> Work to be completed
Lines holding the string "styles" are the ones to copy; find them all in the data.

[start]

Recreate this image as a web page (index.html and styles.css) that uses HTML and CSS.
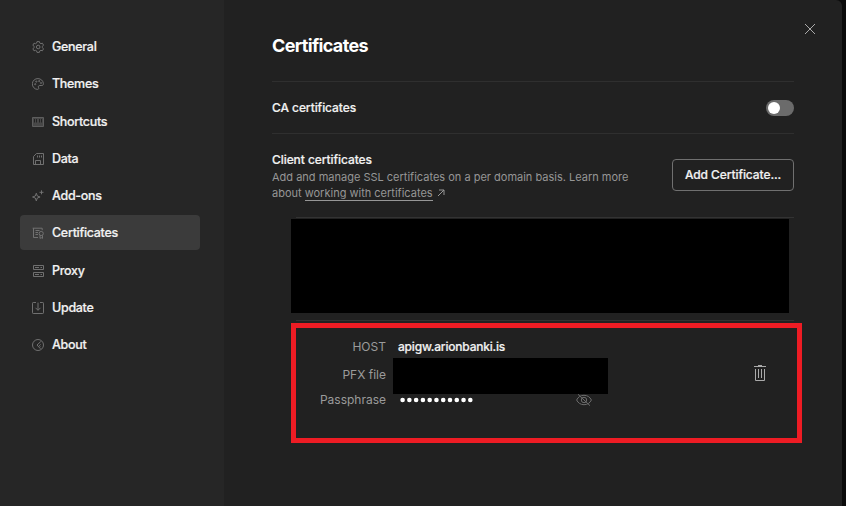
FILE: index.html
```html
<!DOCTYPE html>
<html lang="en">
<head>
<meta charset="utf-8">
<title>Certificates</title>
<link rel="stylesheet" href="styles.css">
</head>
<body>
<div class="modal">
  <nav class="sidebar">
    <a class="nav-item"><svg class="icon" viewBox="0 0 12 12"><path d="M5 .6h2.400l.4 1.500 1.100.6 1.500-.5 1.100 1.900L10.400 5.300v1.400l1.100 1.200-1.100 1.900-1.500-.5-1.100.6-.4 1.500H5l-.4-1.500-1.100-.6-1.500.5L.9 7.900 2 6.700V5.300L.9 4.100 2 2.200l1.500.5 1.100-.6z"/><circle cx="6.200" cy="6" r="1.800"/></svg><span>General</span></a>
    <a class="nav-item"><svg class="icon" viewBox="0 0 12 12"><path d="M11.400 5.700C11.200 2.800 8.900.6 6 .6a5.400 5.400 0 0 0-.5 10.800c1.200.1 1.500-.9 1-1.900-.5-1.200.1-2 1.300-2h2.100c1 0 1.500-.7 1.500-1.800z"/><circle cx="3.200" cy="6.200" r=".6"/><circle cx="4.300" cy="3.600" r=".6"/><circle cx="7.200" cy="3.100" r=".6"/><circle cx="9" cy="5" r=".5"/></svg><span>Themes</span></a>
    <a class="nav-item"><svg class="icon" viewBox="0 0 12 12"><path class="keys" d="M.5 1.500h11v9H.5z"/><path class="slots" d="M2.500 3v3.500M4.500 3v3.500M7.500 3v3.500M9.500 3v3.500"/></svg><span>Shortcuts</span></a>
    <a class="nav-item"><svg class="icon" viewBox="0 0 12 12"><path d="M4.500.5H11.500v11H1.500V3.500zM3.500 11.500v-4h5v4M5.500 2.500v2M7.500 2.500v2M9.500 2.500v2"/></svg><span>Data</span></a>
    <a class="nav-item"><svg class="icon" viewBox="0 0 12 12"><path d="M4.300 3.200 5.300 6l2.800 1-2.800 1-1 2.900-1-2.900-2.800-1 2.800-1zM9.500.3v4M7.500 2.300h4"/></svg><span>Add-ons</span></a>
    <a class="nav-item active"><svg class="icon" viewBox="0 0 12 12"><path d="M6 10.500H1.500V1.200h8.700v2M.6 1.200h1M3.500 3.500h4M3.500 5.500h2.500M3.500 7.500h2.500M8 8.300v3.100l1.200-.7 1.300.7V8.300"/><circle cx="9.200" cy="6.500" r="2.100"/></svg><span>Certificates</span></a>
    <a class="nav-item"><svg class="icon" viewBox="0 0 12 12"><path d="M1.500.5h10v4h-10zM1.500 7.500h10v4h-10zM3 2.500h4M8.500 2.500h1.500M3 9.500h4M8.500 9.500h1.500"/></svg><span>Proxy</span></a>
    <a class="nav-item"><svg class="icon" viewBox="0 0 12 12"><path d="M4 .5H1.200a.7.7 0 0 0-.7.700v9.600a.7.700 0 0 0 .7.700h9.600a.7.700 0 0 0 .7-.7V1.200a.7.700 0 0 0-.7-.7H8M6 .6v7.600M3.500 5.800 6 8.300l2.500-2.500"/></svg><span>Update</span></a>
    <a class="nav-item"><svg class="icon" viewBox="0 0 12 12"><circle cx="6" cy="6" r="5.500"/><path d="M8.800 2.500 5 6l3.500 3.800M8.600 5.400 7.300 6.700l1.200 1"/></svg><span>About</span></a>
  </nav>
  <main class="content">
    <svg class="close" viewBox="0 0 12 12"><path d="m1 1 10 10M11 1 1 11"/></svg>
    <h1>Certificates</h1>
    <section class="ca-row">
      <span class="label">CA certificates</span>
      <span class="toggle"></span>
    </section>
    <section class="client-row">
      <div>
        <div class="label">Client certificates</div>
        <p>Add and manage SSL certificates on a per domain basis. Learn more<br>about <a class="link">working with certificates</a><svg class="arrow" viewBox="0 0 8 8"><path d="M1 7 7 1M2 1h5v5"/></svg></p>
      </div>
      <button><span>Add Certificate...</span></button>
    </section>
    <section class="cert first"><div class="redacted large"></div></section>
    <section class="cert second">
      <dl>
        <dt>HOST</dt><dd class="host">apigw.arionbanki.is</dd>
        <dt>PFX file</dt><dd class="pfx"><div class="redacted small"></div></dd>
        <dt>Passphrase</dt>
        <dd class="pass"><svg class="dots" viewBox="0 0 74 6"><path d="M2.600 3h68"/></svg><svg class="eye" viewBox="0 0 16 12"><path d="M.6 6C2 3 4.700 1.300 8 1.300S14 3 15.400 6C14 9 11.300 10.700 8 10.700S2 9 .6 6zM2 .3l12 11.400"/><circle cx="8" cy="6" r="2.700"/></svg></dd>
      </dl>
      <svg class="trash" viewBox="0 0 12 16"><path d="M0 1.500h12M4 .5h4M1.500 4v11.500h9V4M4.500 4v9M7.500 4v9"/></svg>
      <div class="highlight"></div>
    </section>
  </main>
</div>
</body>
</html>
```
FILE: styles.css
```css
* { box-sizing: border-box; }
body { margin: 0; width: 846px; height: 506px; overflow: hidden; background: #0b0b0b; color: #f2f2f2; font: 500 12px/16px Inter, "Liberation Sans", sans-serif; }
svg { display: block; fill: none; stroke: currentColor; flex: none; }
.modal { display: flex; width: 842px; height: 506px; background: #212121; border-radius: 0 6px 0 0; overflow: hidden; }
.sidebar { display: flex; flex-direction: column; gap: 2.250px; width: 224px; padding: 29px 24px 0 20px; background: #262626; }
.nav-item { display: flex; align-items: center; gap: 8px; height: 35px; padding: 1px 0 0 12px; border-radius: 4px; font-size: 12.500px; letter-spacing: -0.300px; -webkit-text-stroke: .2px #f2f2f2; }
.nav-item.active { background: #3b3b3b; }
.icon { width: 12px; height: 12px; color: #747474; stroke-width: .95; }
.keys { fill: #484848; stroke: #606060; }
.slots { stroke: #222; }
.content { position: relative; width: 618px; padding: 34px 48px 0; }
.close { position: absolute; left: 580px; top: 23px; width: 12px; height: 12px; color: #aaa; }
h1 { margin: 0; height: 47px; font-size: 18px; line-height: 24px; font-weight: 700; letter-spacing: -0.660px; color: #fff; }
.ca-row { display: flex; align-items: center; justify-content: space-between; height: 52px; border-top: 1px solid #2f2f2f; }
.label { letter-spacing: -0.070px; -webkit-text-stroke: .2px #f2f2f2; }
.toggle { width: 28px; height: 16px; padding: 2px; border-radius: 8px; background: #6b6b6b; }
.toggle::before { content: ""; display: block; width: 12px; height: 12px; border-radius: 50%; background: #fff; }
.client-row { display: flex; justify-content: space-between; height: 84px; padding-top: 18px; border-top: 1px solid #2f2f2f; }
p { margin: 1px 0 0; font-size: 11px; line-height: 16px; font-weight: 400; color: #969696; white-space: nowrap; }
.link { border-bottom: 1px solid #969696; }
.arrow { display: inline-block; width: 8px; height: 8px; margin-left: 4px; }
button { width: 122px; height: 32px; margin-top: 7px; padding: 0 0 1px; border: 1px solid #707070; border-radius: 4px; background: none; color: #f2f2f2; font: 500 12px Inter, sans-serif; letter-spacing: -0.080px; white-space: nowrap; -webkit-text-stroke: .2px #f2f2f2; }
.cert { position: relative; margin-left: 24px; border-top: 1px solid #333; }
.first { height: 103px; }
.redacted { position: absolute; background: #000; }
.large { left: -5px; top: 1px; width: 498px; height: 94px; }
.second { display: flex; height: 124px; padding-top: 18px; }
dl { display: grid; grid-template-columns: 90px 200px; grid-template-rows: 28px 25px 16px; column-gap: 12px; margin: 0; }
dt { text-align: right; font-weight: 400; color: #9b9b9b; }
dd { margin: 0; }
.host { letter-spacing: -0.200px; -webkit-text-stroke: .2px #f2f2f2; }
.pfx { position: relative; }
.small { left: -5px; top: -9px; width: 215px; height: 36px; }
.pass { display: flex; align-items: center; height: 16px; }
.dots { width: 74px; height: 6px; margin-left: 2px; stroke-width: 4.600; stroke-linecap: round; stroke-dasharray: 0 6.770; color: #fff; }
.eye { width: 16px; height: 12px; margin-left: 102px; color: #6c6c6c; }
.trash { width: 12px; height: 16px; margin: 26px 0 0 156px; color: #aaa; }
.highlight { position: absolute; left: -5px; top: 2px; width: 511px; height: 120px; border: 5px solid #ee1c24; }
```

[end]

> The output
Recreate this image as a web page (index.html and styles.css) that uses HTML and CSS.
<link rel="stylesheet" href="styles.css">
FILE: styles.css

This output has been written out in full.